News ME Conflict31 Mar 2026

ME conflict:Fitch Ratings publishes adverse macroeconomic case risk heat map

| 31 Mar 2026

Fitch Ratings has published an adverse macroeconomic case risk heat map analysing the exposure of issuers' standalone credit profiles to an alternative, more severe Iran conflict scenario than that outlined in its March 2026 Global Economic Outlook (GEO).

In the GEO, Fitch assumes that oil prices remain at $90-100/bbl through March as the Strait of Hormuz remains effectively closed by the conflict, before falling to $60-70/bbl by 2H2026 in a fundamentally oversupplied market. This translates to an average oil price of $70/bbl in 2026.

Under the adverse scenario,
Fitch projects the oil price to rise to an average of $128/bbl in 2Q26 and $100/bbl in 2026. Financial conditions would also be tighter.

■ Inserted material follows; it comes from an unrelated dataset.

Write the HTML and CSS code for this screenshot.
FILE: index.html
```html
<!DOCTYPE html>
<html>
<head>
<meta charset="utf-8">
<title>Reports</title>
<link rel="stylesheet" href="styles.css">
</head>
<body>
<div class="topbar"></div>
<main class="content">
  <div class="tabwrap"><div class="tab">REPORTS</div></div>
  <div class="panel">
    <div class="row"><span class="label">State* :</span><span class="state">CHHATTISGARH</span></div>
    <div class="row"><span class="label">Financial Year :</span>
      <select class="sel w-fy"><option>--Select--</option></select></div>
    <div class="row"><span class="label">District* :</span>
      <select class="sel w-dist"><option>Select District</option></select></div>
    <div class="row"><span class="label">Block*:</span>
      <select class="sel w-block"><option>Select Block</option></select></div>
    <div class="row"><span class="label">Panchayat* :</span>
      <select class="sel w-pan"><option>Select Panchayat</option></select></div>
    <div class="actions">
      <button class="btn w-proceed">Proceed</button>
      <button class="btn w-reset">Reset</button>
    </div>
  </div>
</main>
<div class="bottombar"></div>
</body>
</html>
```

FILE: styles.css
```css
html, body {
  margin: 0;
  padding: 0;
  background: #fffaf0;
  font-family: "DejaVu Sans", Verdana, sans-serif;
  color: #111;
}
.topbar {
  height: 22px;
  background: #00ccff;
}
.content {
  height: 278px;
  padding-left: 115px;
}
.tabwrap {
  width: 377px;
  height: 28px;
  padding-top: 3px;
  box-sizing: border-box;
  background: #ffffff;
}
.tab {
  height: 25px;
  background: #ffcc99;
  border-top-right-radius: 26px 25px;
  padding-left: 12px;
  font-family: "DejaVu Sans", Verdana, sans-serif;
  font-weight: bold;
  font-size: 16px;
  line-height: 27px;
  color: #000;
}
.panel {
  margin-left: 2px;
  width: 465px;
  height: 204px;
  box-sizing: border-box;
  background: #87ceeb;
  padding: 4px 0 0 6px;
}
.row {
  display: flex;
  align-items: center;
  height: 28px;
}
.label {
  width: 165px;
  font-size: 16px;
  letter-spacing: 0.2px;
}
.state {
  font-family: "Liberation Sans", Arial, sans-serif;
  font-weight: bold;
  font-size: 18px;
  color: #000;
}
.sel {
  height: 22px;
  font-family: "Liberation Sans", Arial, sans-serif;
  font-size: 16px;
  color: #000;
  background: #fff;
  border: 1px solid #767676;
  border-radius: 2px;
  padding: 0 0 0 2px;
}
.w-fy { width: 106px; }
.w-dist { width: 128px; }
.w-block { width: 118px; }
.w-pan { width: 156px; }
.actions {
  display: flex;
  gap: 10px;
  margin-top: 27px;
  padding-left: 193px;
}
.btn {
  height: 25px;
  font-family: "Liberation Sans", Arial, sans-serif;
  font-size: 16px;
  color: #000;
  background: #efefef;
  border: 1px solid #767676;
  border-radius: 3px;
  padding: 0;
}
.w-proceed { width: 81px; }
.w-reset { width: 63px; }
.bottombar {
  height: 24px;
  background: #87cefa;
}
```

Fitch assumed US 10-year Treasury yields would increase by 50bp, while spreads would widen by 100bp for US investment-grade corporate bonds, 200bp for high yield corporates, and 100bp for emerging market bond indexes, with global equity prices falling by about 10% compared with a baseline of no oil price shock.

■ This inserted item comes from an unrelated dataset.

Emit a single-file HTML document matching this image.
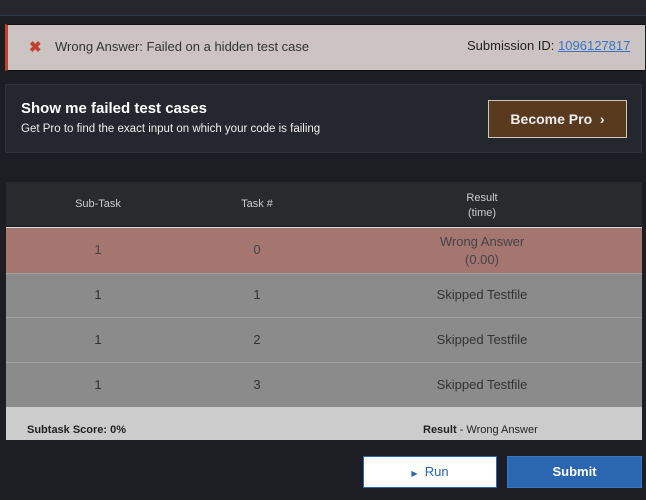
<!DOCTYPE html>
<html><head><style>
body{margin:0;width:646px;height:500px;background:#1d1e23;font-family:"Liberation Sans",sans-serif;position:relative;overflow:hidden}
.a{position:absolute}
.c{position:absolute;text-align:center;transform:translateX(-50%);white-space:nowrap}
</style></head><body>
<div class="a" style="left:0;top:0;width:646px;height:15px;background:#26272c;border-bottom:1px solid #2c3545"></div>
<div class="a" style="left:5px;top:24px;width:637px;height:45px;background:#cbc4c2;border-left:3px solid #c0422c;border-top:1px solid #111;border-bottom:1px solid #111"></div>
<div class="a" style="left:29px;top:38px;color:#c0422c;font-size:15px;font-weight:bold">✖</div>
<div class="a" style="left:55px;top:39px;color:#333;font-size:13px">Wrong Answer: Failed on a hidden test case</div>
<div class="a" style="left:467px;top:38px;color:#222;font-size:13px">Submission ID: <span style="color:#3b74c4;text-decoration:underline">1096127817</span></div>
<div class="a" style="left:5px;top:84px;width:635px;height:67px;background:#25272e;border:1px solid #30343d;border-radius:2px"></div>
<div class="a" style="left:21px;top:100px;color:#fff;font-size:15px;font-weight:bold">Show me failed test cases</div>
<div class="a" style="left:21px;top:123px;color:#eee;font-size:11.5px">Get Pro to find the exact input on which your code is failing</div>
<div class="a" style="left:488px;top:100px;width:137px;height:36px;background:#5a3a1f;border:1px solid #cfc6bd;color:#eee;font-size:14px;font-weight:bold;line-height:36px;text-align:center">Become Pro&nbsp;&nbsp;›</div>
<div class="a" style="left:6px;top:182px;width:636px;height:44px;background:#292a2d;border-bottom:1px solid #18191c"></div>
<div class="c" style="left:98px;top:198px;color:#ccc;font-size:11px">Sub-Task</div>
<div class="c" style="left:257px;top:198px;color:#ccc;font-size:11px">Task #</div>
<div class="c" style="left:482px;top:191px;color:#ccc;font-size:11px;line-height:15px">Result<br>(time)</div>
<div class="a" style="left:6px;top:227px;width:636px;height:45px;background:#a57570;border-top:1px solid #ddd"></div>
<div class="c" style="left:98px;top:242px;color:#444;font-size:13px">1</div>
<div class="c" style="left:257px;top:242px;color:#444;font-size:13px">0</div>
<div class="c" style="left:482px;top:233px;color:#444;font-size:13px;line-height:18px">Wrong Answer<br>(0.00)</div>
<div class="a" style="left:6px;top:273px;width:636px;height:43px;background:#8b8b8b;border-top:1px solid #a0a0a0"></div>
<div class="a" style="left:6px;top:317px;width:636px;height:44px;background:#8b8b8b;border-top:1px solid #a0a0a0"></div>
<div class="a" style="left:6px;top:362px;width:636px;height:44px;background:#8b8b8b;border-top:1px solid #a0a0a0"></div>
<div class="c" style="left:98px;top:287px;color:#333;font-size:13px">1</div><div class="c" style="left:257px;top:287px;color:#333;font-size:13px">1</div><div class="c" style="left:482px;top:287px;color:#333;font-size:13px">Skipped Testfile</div>
<div class="c" style="left:98px;top:332px;color:#333;font-size:13px">1</div><div class="c" style="left:257px;top:332px;color:#333;font-size:13px">2</div><div class="c" style="left:482px;top:332px;color:#333;font-size:13px">Skipped Testfile</div>
<div class="c" style="left:98px;top:377px;color:#333;font-size:13px">1</div><div class="c" style="left:257px;top:377px;color:#333;font-size:13px">3</div><div class="c" style="left:482px;top:377px;color:#333;font-size:13px">Skipped Testfile</div>
<div class="a" style="left:6px;top:407px;width:636px;height:33px;background:#cccccc"></div>
<div class="a" style="left:27px;top:424px;color:#222;font-size:11px;font-weight:bold">Subtask Score: 0%</div>
<div class="a" style="left:423px;top:424px;color:#222;font-size:11px"><b>Result</b> - Wrong Answer</div>
<div class="a" style="left:363px;top:456px;width:132px;height:30px;background:#fff;border:1px solid #2a67b0;color:#2a67b0;font-size:13px;line-height:30px;text-align:center"><span style="font-size:8px">▶</span>&nbsp;&nbsp;Run</div>
<div class="a" style="left:507px;top:456px;width:133px;height:30px;background:#2a67b0;border:1px solid #3a77c0;color:#fff;font-size:13px;font-weight:bold;line-height:30px;text-align:center">Submit</div>
</body></html>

Fitch said, “We do not think that monetary policy in the US, EU or UK would tighten significantly under the scenario. This partly reflects a different inflationary situation compared with the energy price spike in 2022, which occurred against a backdrop of labour shortages, supply chain disruption and massive fiscal stimulus, as well as the market-driven tightening already incorporated. However, policy rates do rise under the scenario in some emerging markets.”

The adverse scenario still assumes limited damage to critical infrastructure in the Gulf, and that attacks by Iran, the US and Israel would cease from 2H
2026. The recent damage to Qatar’s Ras Laffan gas facility signals that there are risks to this assumption.